Best Practices for Managing Variable Costs
Monitoring and managing variable costs effectively is an ongoing process. Businesses should regularly negotiate with suppliers for volume discounts, have backup suppliers to avoid disruptions, and invest in efficiency improvements that lower the per-unit variable cost.
- Perform an expense audit: Using spreadsheets or accounting software, categorize all your current costs as either variable or fixed.
- Implement tracking: Set up monthly tracking for high-volume businesses or quarterly tracking for smaller businesses.
- Negotiate with suppliers: Build relationships with multiple suppliers and negotiate volume discounts for essential materials.
- Improve efficiency: Work to lower your per-unit costs by training employees, improving processes, or upgrading equipment.

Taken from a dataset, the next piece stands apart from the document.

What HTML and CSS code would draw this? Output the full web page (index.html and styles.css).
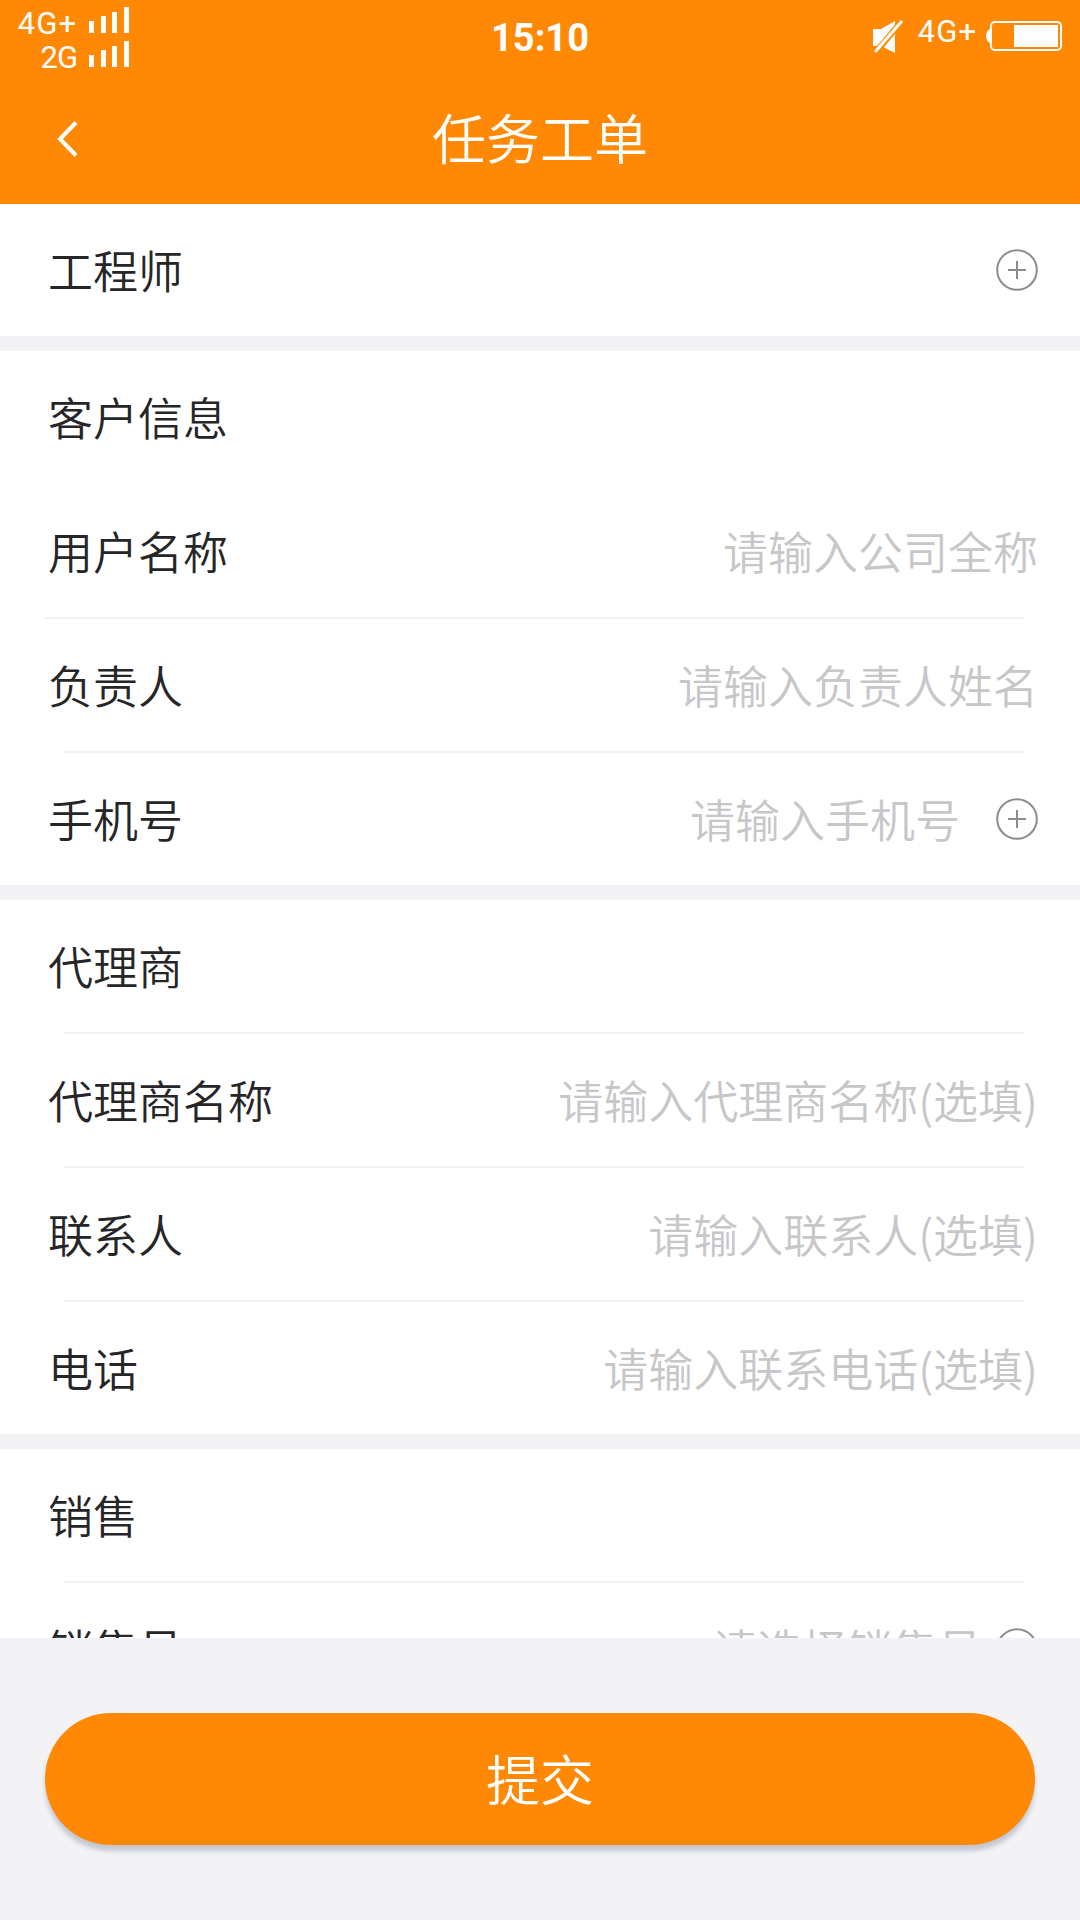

- Utilize your analysis: Use your variable cost figures to calculate contribution margins, establish pricing floors, and conduct break-even analysis for new opportunities.
A firm grasp on variable costs gives the essential foundation for every informed business decision. From day-to-day operational decisions to the strategic long-term decisions businesses make to ensure continued growth, the analysis and practical understanding of variable costs is one of the most crucial to get right.